The good Chino shrinks, however, released Polanski after only 42 days of confinement. Rittenband soon let it be known he was going to have Polanski serve the remaining 48 days in jail – which is when the director of "Rosemary’s Baby" and "Chinatown" bolted the States for a 30-year French exile.

That exile ended Sept. 26, when Polanski was detained by the Swiss on an L.A. District Attorney’s arrest warrant. Given Polanski’s age, his international renown, the 32 years that have elapsed since his crime and the fact that his accuser has called for Polanski’s freedom, it isn’t far-fetched to imagine that the time Polanski serves in his Swiss jail cell will be added to his long-ago Chino term.

It’s a matter of doing the math: As of today he has been in Swiss confinement 26 days – on Nov. 13 Polanski will have spent 48 days there, resulting in a total of 90 days in confinement. It will be interesting to see what happens around that date if he is still in Switzerland.

Another curious coincidence is that although the D.A.’s office knew four days in advance that its warrant was about to cause Polanski’s arrest, the office did not have an extradition request prepared until last week. A spokeswoman for the D.A.’s office says that is standard procedure, and that the office has 40 days to submit an international extradition request, via the U.S. Department of Justice. (The Swiss allow 60 days.)

Still, this lack of urgency has allowed Polanski to build up weeks of potential jail-time credit in Switzerland. 

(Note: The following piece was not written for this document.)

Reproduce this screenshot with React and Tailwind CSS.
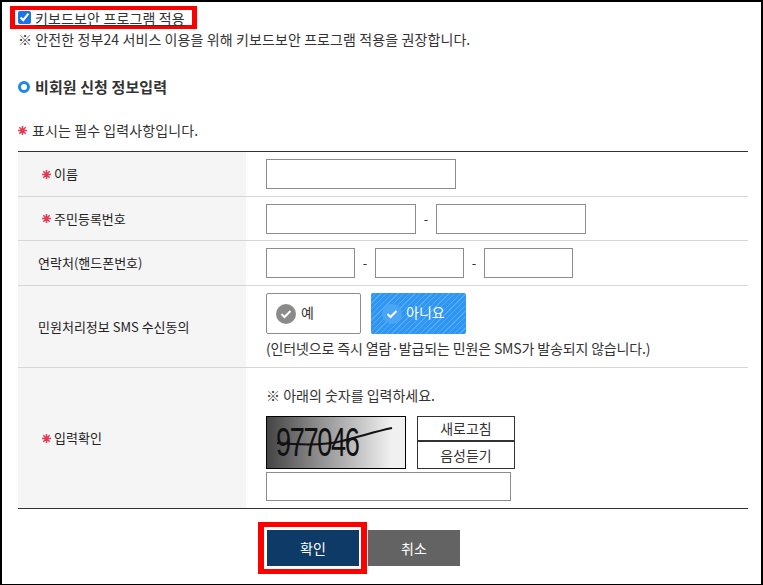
import React from "react";

const font = { fontFamily: '"Noto Sans CJK KR", "Noto Sans", sans-serif' };

function Star({ className }) {
  return (
    <svg className={`shrink-0 ${className}`} width="9" height="9" viewBox="0 0 9 9" fill="none" stroke="#e8384f" strokeWidth="1.5">
      <path d="M4.5 0 V9 M0 4.5 H9 M1.3 1.3 L7.7 7.7 M7.7 1.3 L1.3 7.7" />
    </svg>
  );
}

function Box({ className }) {
  return <input type="text" className={`h-[30px] bg-white border border-[#8c8c8c] ${className}`} />;
}

function Row({ label, required, height, children, last }) {
  return (
    <div className={`flex ${height} ${last ? "" : "border-b border-[#d6d6d6]"}`}>
      <div className={`w-[228px] shrink-0 bg-[#f5f5f5] flex items-center text-[13px] text-[#222] ${required ? "pl-[24px]" : "pl-[20px]"}`}>
        {required && <Star className="mr-[3px]" />}
        {label}
      </div>
      <div className="flex-1 pl-[20px]">{children}</div>
    </div>
  );
}

function Dash() {
  return <span className="text-[13px] text-[#333] w-[20px] text-center">-</span>;
}

function CheckDot({ className, stroke }) {
  return (
    <span className={`w-[20px] h-[20px] rounded-full flex items-center justify-center ${className}`}>
      <svg width="12" height="10" viewBox="0 0 12 10" fill="none">
        <path d="M1.5 5 L4.5 8 L10.5 2" stroke={stroke} strokeWidth="2" />
      </svg>
    </span>
  );
}

export default function App() {
  return (
    <div style={font} className="w-[763px] h-[585px] overflow-hidden bg-white border-t-2 border-l-2 border-r-2 border-b border-black box-border text-[#333]">
      {/* 키보드보안 */}
      <div className="ml-[8px] mt-[4px] w-[187px] h-[23px] border-x-[5px] border-y-[4px] border-[#ff0000] flex items-center pl-[3px]">
        <input type="checkbox" defaultChecked readOnly className="w-[13px] h-[13px] accent-[#1a73e8] m-0" />
        <span className="ml-[4px] text-[14px] leading-none underline text-[#333] tracking-[0.15px] whitespace-nowrap">키보드보안 프로그램 적용</span>
      </div>
      <p className="ml-[16px] mt-[1px] text-[14px] leading-[18px] tracking-[0.1px] whitespace-nowrap">※ 안전한 정부24 서비스 이용을 위해 키보드보안 프로그램 적용을 권장합니다.</p>

      <div className="ml-[16px] mt-[29px] flex items-center">
        <span className="w-[12px] h-[12px] rounded-full border-[3px] border-[#1e88e5]" />
        <h2 className="ml-[5px] text-[15px] leading-[20px] font-bold text-[#333] tracking-[0.1px]">비회원 신청 정보입력</h2>
      </div>

      <div className="ml-[16px] mt-[23px] flex items-center h-[20px] text-[14px] tracking-[0.1px]">
        <Star className="mr-[5px]" />
        표시는 필수 입력사항입니다.
      </div>

      <div className="ml-[16px] mr-[13px] mt-[11px] border-t border-[#333] border-b">
        <Row label="이름" required height="h-[45px]">
          <div className="pt-[7px]"><Box className="w-[190px]" /></div>
        </Row>
        <Row label="주민등록번호" required height="h-[44px]">
          <div className="pt-[7px] flex items-center">
            <Box className="w-[150px]" />
            <Dash />
            <Box className="w-[150px]" />
          </div>
        </Row>
        <Row label="연락처(핸드폰번호)" height="h-[45px]">
          <div className="pt-[7px] flex items-center">
            <Box className="w-[89px]" />
            <Dash />
            <Box className="w-[89px]" />
            <Dash />
            <Box className="w-[89px]" />
          </div>
        </Row>
        <Row label="민원처리정보 SMS 수신동의" height="h-[82px]">
          <div className="pt-[7px]">
            <div className="flex gap-[10px]">
              <div className="w-[95px] h-[41px] border border-[#8c8c8c] rounded-[2px] bg-white flex items-center pl-[9px] gap-[5px] text-[14px]">
                <CheckDot className="bg-[#8a8a8a]" stroke="#ffffff" />
                <span className="-mt-[3px]">예</span>
              </div>
              <div className="w-[95px] h-[41px] rounded-[2px] flex items-center pl-[11px] gap-[4px] text-[14px] text-white bg-[#2f96f3] bg-[repeating-linear-gradient(135deg,#2f96f3_0,#2f96f3_3px,#55aaf6_3px,#55aaf6_4px)]">
                <CheckDot className="bg-[#4aa5f5]" stroke="#ffffff" />
                <span className="-mt-[3px]">아니요</span>
              </div>
            </div>
            <p className="mt-[5px] text-[14px] leading-[18px] tracking-[-0.15px] whitespace-nowrap">(인터넷으로 즉시 열람·발급되는 민원은 SMS가 발송되지 않습니다.)</p>
          </div>
        </Row>
        <Row label="입력확인" required height="h-[140px]" last>
          <div className="pt-[17px]">
            <p className="text-[14px] leading-[20px]">※ 아래의 숫자를 입력하세요.</p>
            <div className="mt-[11px] flex gap-[11px]">
              <div className="relative w-[140px] h-[53px] border border-black bg-[linear-gradient(90deg,#444_0%,#8a8a8a_35%,#f0f0f0_90%)] overflow-hidden">
                <span className="absolute left-[9px] top-[5px] text-[40px] leading-[40px] text-[#111] tracking-[-2px] scale-x-[0.68] origin-left" style={{ fontFamily: '"Liberation Sans", sans-serif' }}>977046</span>
                <svg className="absolute inset-0" width="138" height="51" viewBox="0 0 138 51" fill="none">
                  <path d="M10 26 C35 28 60 28 75 24 C95 19 110 14 125 11" stroke="#111" strokeWidth="2" />
                </svg>
              </div>
              <div className="w-[98px] h-[53px] flex flex-col">
                <div className="h-[25px] border border-[#333] flex items-center justify-center text-[14px]">새로고침</div>
                <div className="h-[28px] border border-[#333] flex items-center justify-center text-[14px]">음성듣기</div>
              </div>
            </div>
            <input type="text" className="mt-[3px] block w-[245px] h-[29px] bg-white border border-[#8c8c8c]" />
          </div>
        </Row>
      </div>

      <div className="ml-[256px] mt-[13px] flex items-center">
        <div className="border-x-[6px] border-y-[5px] border-[#ff0000] p-[3px] pr-[2px]">
          <button className="block w-[92px] h-[36px] bg-[#0d3a66] text-white text-[14px]">확인</button>
        </div>
        <button className="ml-[1px] w-[92px] h-[36px] bg-[#636363] text-white text-[14px]">취소</button>
      </div>
    </div>
  );
}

When asked about the D.A.’s seeming unhurried approach to filing for extradition, a source who speaks to Polanski on a regular basis, but who wishes to remain unidentified, says simply, “Read between the lines.” This same source also says that Polanski’s medical condition in prison, which caused him to be briefly transferred to a hospital, “Is not good” and, in another possibly telling sign, the source tells TheWrap that the D.A.’s office has not indicated a desire to press charges against Polanski for skipping the country.

To many, those words may sound like clues from Polanski’s noir thriller "Chinatown." The next 22 days may reveal their exact meaning.